Table of figures for Suffolk, Essex and Norfolk police

Table of figures for Suffolk, Essex and Norfolk police - Credit: Archant

Suffolk’s police and crime commissioner, Tim Passmore said: “These numbers are a reflection of the budgetary position we face in Suffolk.

“It’s one of the reasons for the maximum precept increase, which will provide some relief and a potential increase in uniformed officers.

“I want to reiterate that community policing is the bedrock of keeping this county safe, but this is a matter of choice and priorities.

“There has been significant investment in roads policing; we have a state-of-the-art cyber crime unit; and are second-to-none in dealing with domestic abuse and violence.

“I have made sure money is spent in different areas. It’s a difficult balance to strike, and I wish we had more resources, but we have to live within our means.”

The recent council tax rise followed the government’s relaxation of a precept cap, which had required a local referendum for proposed increases above 2%.

The loosening of the cap came as the government announced £450m for all forces – contingent on more than half (£270m) being raised from local tax rises.

The constabulary’s financial reserves have fallen by a quarter (from total resource reserves of £14.5m to £10.8m) since 2011. The money is kept to help manage risk and fund major future costs, and includes ring-fenced reserves for capital investment.

Suffolk’s total is less than half that of Norfolk, which has seen a 15% increase in reserves, and like almost every other force in the country, has a lighter case work load per officer.

Mr Passmore, who campaigned to obtain a fairer share of government funding for Suffolk, said: “We have the highest workload per officer in the country. These figures reflect that.

“We also have to maintain reserves. I don’t believe they should be vast, but they need to be kept available.

“It’s about getting the right resources in the right place.”
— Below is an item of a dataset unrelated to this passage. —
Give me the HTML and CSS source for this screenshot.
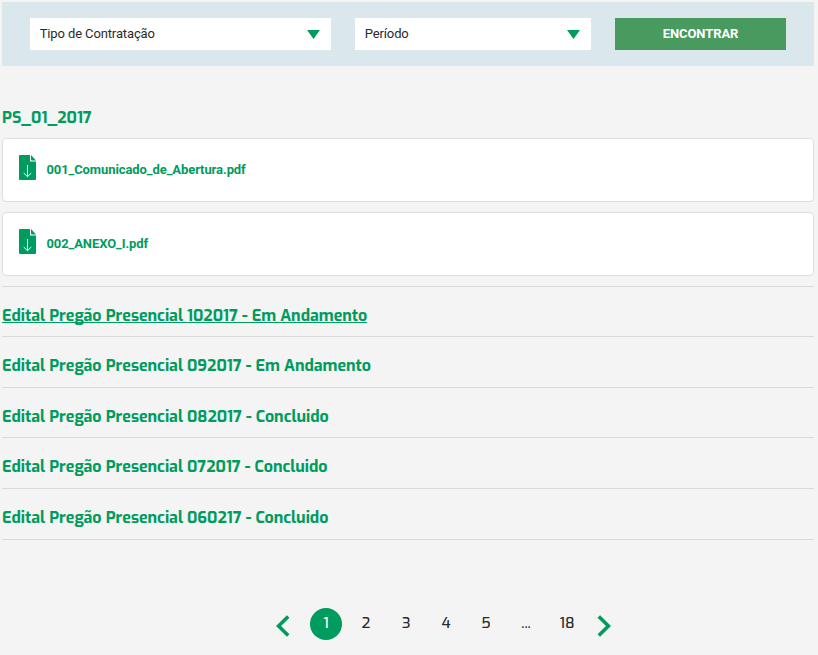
FILE: index.html
```
<!DOCTYPE html>
<html lang="pt-BR">
<head>
<meta charset="utf-8">
<title>Licitações</title>
<link rel="stylesheet" href="styles.css">
</head>
<body>
<form class="filters">
  <div class="select select-type"><span>Tipo de Contratação</span><svg class="caret" width="13" height="9" viewBox="0 0 13 9"><path d="M0 0h13L6.500 9z"/></svg></div>
  <div class="select select-period"><span>Período</span><svg class="caret" width="13" height="9" viewBox="0 0 13 9"><path d="M0 0h13L6.500 9z"/></svg></div>
  <button class="find" type="button">ENCONTRAR</button>
</form>
<main>
  <h2 class="title">PS_01_2017</h2>
  <div class="file">
    <svg class="file-icon" width="17" height="25" viewBox="0 0 17 25"><path class="sheet" d="M1 0h10v6.500h6V24a1 1 0 0 1-1 1H1a1 1 0 0 1-1-1V1a1 1 0 0 1 1-1z"/><path class="sheet" d="M12 0L17 5.500h-4a1 1 0 0 1-1-1z"/><path class="arrow" d="M8.500 10v11.500M4.700 18l3.800 3.700 3.800-3.700"/></svg>
    <a class="file-name">001_Comunicado_de_Abertura.pdf</a>
  </div>
  <div class="file">
    <svg class="file-icon" width="17" height="25" viewBox="0 0 17 25"><path class="sheet" d="M1 0h10v6.500h6V24a1 1 0 0 1-1 1H1a1 1 0 0 1-1-1V1a1 1 0 0 1 1-1z"/><path class="sheet" d="M12 0L17 5.500h-4a1 1 0 0 1-1-1z"/><path class="arrow" d="M8.500 10v11.500M4.700 18l3.800 3.700 3.800-3.700"/></svg>
    <a class="file-name">002_ANEXO_I.pdf</a>
  </div>
  <ul class="notices">
    <li><a class="notice hovered">Edital Pregão Presencial 102017 - Em Andamento</a></li>
    <li><a class="notice">Edital Pregão Presencial 092017 - Em Andamento</a></li>
    <li><a class="notice">Edital Pregão Presencial 082017 - Concluido</a></li>
    <li><a class="notice">Edital Pregão Presencial 072017 - Concluido</a></li>
    <li><a class="notice">Edital Pregão Presencial 060217 - Concluido</a></li>
  </ul>
</main>
<nav class="pager">
  <svg class="chevron" width="14" height="22" viewBox="0 0 14 22"><path d="M12.200 1.500L2.500 11l9.700 9.500"/></svg>
  <div class="pages">
    <a class="page current">1</a><a class="page">2</a><a class="page">3</a><a class="page">4</a><a class="page">5</a><a class="page">...</a><a class="page last">18</a>
  </div>
  <svg class="chevron" width="14" height="22" viewBox="0 0 14 22"><path d="M1.800 1.500L11.500 11l-9.700 9.500"/></svg>
</nav>
</body>
</html>
```
FILE: styles.css
```
* { box-sizing: border-box; }
body {
  margin: 0;
  padding: 2px 4px 0 2px;
  height: 655px;
  overflow: hidden;
  background: #f4f4f4;
  font-family: Roboto, sans-serif;
  color: #2b2b2b;
}
.filters {
  display: flex;
  gap: 24px;
  height: 64px;
  padding: 16px 28px;
  background: #dae7ed;
}
.select {
  display: flex;
  align-items: center;
  justify-content: space-between;
  padding: 0 11px 0 9.700px;
  background: #fff;
  font-size: 13px;
  letter-spacing: -0.12px;
}
.select span { padding-bottom: 2px; }
.select-type { width: 301px; }
.select-period { width: 236px; }
.caret { fill: #009b5e; }
.find {
  width: 171px;
  border: 0;
  padding: 0 0 2px;
  background: #499a5e;
  color: #fff;
  font: 700 13px Roboto, sans-serif;
  letter-spacing: -0.1px;
}
.title {
  margin: 41px 0 10px;
  font: 700 16px/21px Exo, "Exo 2", Roboto, sans-serif;
  color: #009b5e;
}
.file {
  display: flex;
  align-items: flex-start;
  gap: 10.400px;
  height: 64px;
  margin-bottom: 10px;
  padding: 16px;
  border: 1px solid #dedede;
  border-radius: 4px;
  background: #fff;
}
.sheet { fill: #009b5e; }
.arrow { fill: none; stroke: #fff; stroke-width: 1; }
.file-name {
  margin-top: 6px;
  font-size: 13px;
  line-height: 18px;
  font-weight: 700;
  letter-spacing: -0.09px;
  color: #009b5e;
}
.notices {
  list-style: none;
  margin: -0.2px 0 0;
  padding: 0;
  border-top: 1px solid #dadada;
}
.notices li {
  height: 50.55px;
  padding-top: 16.85px;
  border-bottom: 1px solid #dadada;
}
.notice {
  display: block;
  width: max-content;
  font: 700 16px/23px Exo, "Exo 2", Roboto, sans-serif;
  letter-spacing: -0.01px;
  color: #009b5e;
}
.hovered {
  text-decoration: underline;
  text-decoration-thickness: 1px;
  text-underline-offset: 1px;
  text-decoration-skip-ink: none;
}
.pager {
  display: flex;
  margin: 68px 0 0 274px;
  font-family: Exo, "Exo 2", Roboto, sans-serif;
  font-size: 15px;
  font-weight: 500;
}
.pages { display: flex; gap: 8px; margin: 0 13px 0 20px; }
.page {
  width: 32px;
  height: 32px;
  line-height: 31px;
  text-align: center;
}
.last { width: 34px; }
.current { border-radius: 50%; background: #009b5e; color: #fff; }
.chevron { margin-top: 7px; fill: none; stroke: #009b5e; stroke-width: 3.6; }
```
Last December, Mr Passmore said it would be unacceptable if the Home Office refused to provide any financial support for the search for missing RAF serviceman Corrie McKeague.

Meanwhile, an appeal court decision to overturn a ruling that the force had been entitled to charge Ipswich Town for match day policing outside Portman Road contributed £280,000 to a forecast £1.9m overspend this financial year.
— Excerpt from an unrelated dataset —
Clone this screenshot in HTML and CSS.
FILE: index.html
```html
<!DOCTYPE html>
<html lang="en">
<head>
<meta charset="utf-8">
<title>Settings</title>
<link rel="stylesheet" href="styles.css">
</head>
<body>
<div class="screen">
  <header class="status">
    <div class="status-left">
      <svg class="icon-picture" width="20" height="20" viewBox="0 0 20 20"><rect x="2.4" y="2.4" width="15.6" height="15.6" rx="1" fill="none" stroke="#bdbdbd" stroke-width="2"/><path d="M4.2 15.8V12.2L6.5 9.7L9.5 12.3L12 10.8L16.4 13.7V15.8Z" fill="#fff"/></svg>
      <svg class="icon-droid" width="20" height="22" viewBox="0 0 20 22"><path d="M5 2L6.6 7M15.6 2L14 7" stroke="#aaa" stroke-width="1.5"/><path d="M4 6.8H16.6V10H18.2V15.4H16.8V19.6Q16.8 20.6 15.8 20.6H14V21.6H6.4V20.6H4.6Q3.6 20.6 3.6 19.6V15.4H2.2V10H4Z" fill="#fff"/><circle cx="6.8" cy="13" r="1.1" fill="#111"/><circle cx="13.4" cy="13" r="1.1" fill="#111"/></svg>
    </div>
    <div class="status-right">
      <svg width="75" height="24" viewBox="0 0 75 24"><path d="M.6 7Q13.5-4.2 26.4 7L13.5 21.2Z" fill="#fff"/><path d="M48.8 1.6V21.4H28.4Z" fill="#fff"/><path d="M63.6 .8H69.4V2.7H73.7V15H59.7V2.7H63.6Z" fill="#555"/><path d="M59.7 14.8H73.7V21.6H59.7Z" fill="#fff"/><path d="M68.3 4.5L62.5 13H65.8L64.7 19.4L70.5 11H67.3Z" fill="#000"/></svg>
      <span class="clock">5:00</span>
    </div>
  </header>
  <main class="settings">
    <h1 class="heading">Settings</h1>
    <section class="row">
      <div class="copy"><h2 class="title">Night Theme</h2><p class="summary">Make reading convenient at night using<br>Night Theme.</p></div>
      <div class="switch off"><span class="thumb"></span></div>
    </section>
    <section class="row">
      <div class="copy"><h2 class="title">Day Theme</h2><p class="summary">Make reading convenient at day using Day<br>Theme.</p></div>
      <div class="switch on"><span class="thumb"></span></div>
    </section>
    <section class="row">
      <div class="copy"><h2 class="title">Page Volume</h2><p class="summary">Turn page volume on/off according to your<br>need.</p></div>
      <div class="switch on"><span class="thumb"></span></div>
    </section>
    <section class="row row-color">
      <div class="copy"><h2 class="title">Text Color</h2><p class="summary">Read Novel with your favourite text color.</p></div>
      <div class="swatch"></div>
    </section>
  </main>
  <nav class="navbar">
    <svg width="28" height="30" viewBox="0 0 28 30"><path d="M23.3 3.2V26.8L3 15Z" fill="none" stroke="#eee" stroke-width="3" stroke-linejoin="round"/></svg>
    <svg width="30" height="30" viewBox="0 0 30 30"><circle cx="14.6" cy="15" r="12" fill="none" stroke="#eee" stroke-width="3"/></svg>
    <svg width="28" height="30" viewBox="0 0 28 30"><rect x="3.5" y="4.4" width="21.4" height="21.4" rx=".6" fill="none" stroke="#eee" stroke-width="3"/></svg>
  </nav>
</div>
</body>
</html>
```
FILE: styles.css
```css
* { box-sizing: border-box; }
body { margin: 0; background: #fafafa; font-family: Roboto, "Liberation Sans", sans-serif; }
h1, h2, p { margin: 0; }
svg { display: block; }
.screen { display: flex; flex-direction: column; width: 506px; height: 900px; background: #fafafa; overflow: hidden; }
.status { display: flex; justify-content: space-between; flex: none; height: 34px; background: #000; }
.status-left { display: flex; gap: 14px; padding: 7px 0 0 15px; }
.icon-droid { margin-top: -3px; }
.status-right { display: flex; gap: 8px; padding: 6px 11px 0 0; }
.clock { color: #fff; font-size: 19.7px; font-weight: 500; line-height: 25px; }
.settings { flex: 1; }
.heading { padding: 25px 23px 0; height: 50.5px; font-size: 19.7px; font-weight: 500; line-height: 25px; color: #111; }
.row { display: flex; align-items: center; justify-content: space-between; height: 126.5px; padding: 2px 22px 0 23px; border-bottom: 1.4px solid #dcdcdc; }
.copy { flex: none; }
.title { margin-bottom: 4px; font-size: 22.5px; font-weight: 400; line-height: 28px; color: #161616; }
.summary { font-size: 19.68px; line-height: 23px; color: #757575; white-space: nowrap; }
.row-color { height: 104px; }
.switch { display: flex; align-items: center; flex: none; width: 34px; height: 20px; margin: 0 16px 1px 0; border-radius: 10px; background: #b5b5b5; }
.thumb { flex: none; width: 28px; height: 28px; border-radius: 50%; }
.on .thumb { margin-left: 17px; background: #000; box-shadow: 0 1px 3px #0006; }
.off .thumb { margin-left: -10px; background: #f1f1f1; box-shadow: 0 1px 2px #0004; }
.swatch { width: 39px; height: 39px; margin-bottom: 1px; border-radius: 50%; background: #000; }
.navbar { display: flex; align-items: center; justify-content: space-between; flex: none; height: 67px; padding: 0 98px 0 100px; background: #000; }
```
Nationally, about 14% of almost 11,000 officer jobs cut in England and Wales were neighbourhood policing posts. The number of police community support officers in England and Wales dropped from 14,393 to 10,205.

Last year, Essex Police was praised by Her Majesty’s Inspectorate of Constabulary for developing a sophisticated understanding of new, emerging and hidden demand, including cyber crime, hate crime and female genital mutilation.

Roger Hirst, the Police, Fire and Crime Commissioner for Essex, said: “A key priority in my Police and Crime Plan is deliver local, visible and accessible policing.

“Since being elected in 2016, we have stopped the reduction in officer numbers and identified extra funding to enable the chief constable to increase the number of officers we have in Essex.

“In 2017, we were able to increase the number of officers to 2,850, and last year I worked hard with the Home Office on behalf of the people of Essex and secured additional funding through an increase in local council tax to increase the number of officers by a further 150.

“This will bring the total number of officers to more than 3,000 in the next twelve months.

“We are also investing more in new technology to support officers to spend more time in their communities, rather than at their desks doing paperwork. So far, this has saved over 19 minutes per shift.”

A Home Office spokesperson said: “We are clear that effective local policing needs to be about more than just visibility in isolation. With crime increasingly taking place behind closed doors and online, it is also about safeguarding vulnerable groups or individuals, and giving the police the powers they need to deal with emerging and hidden crimes.”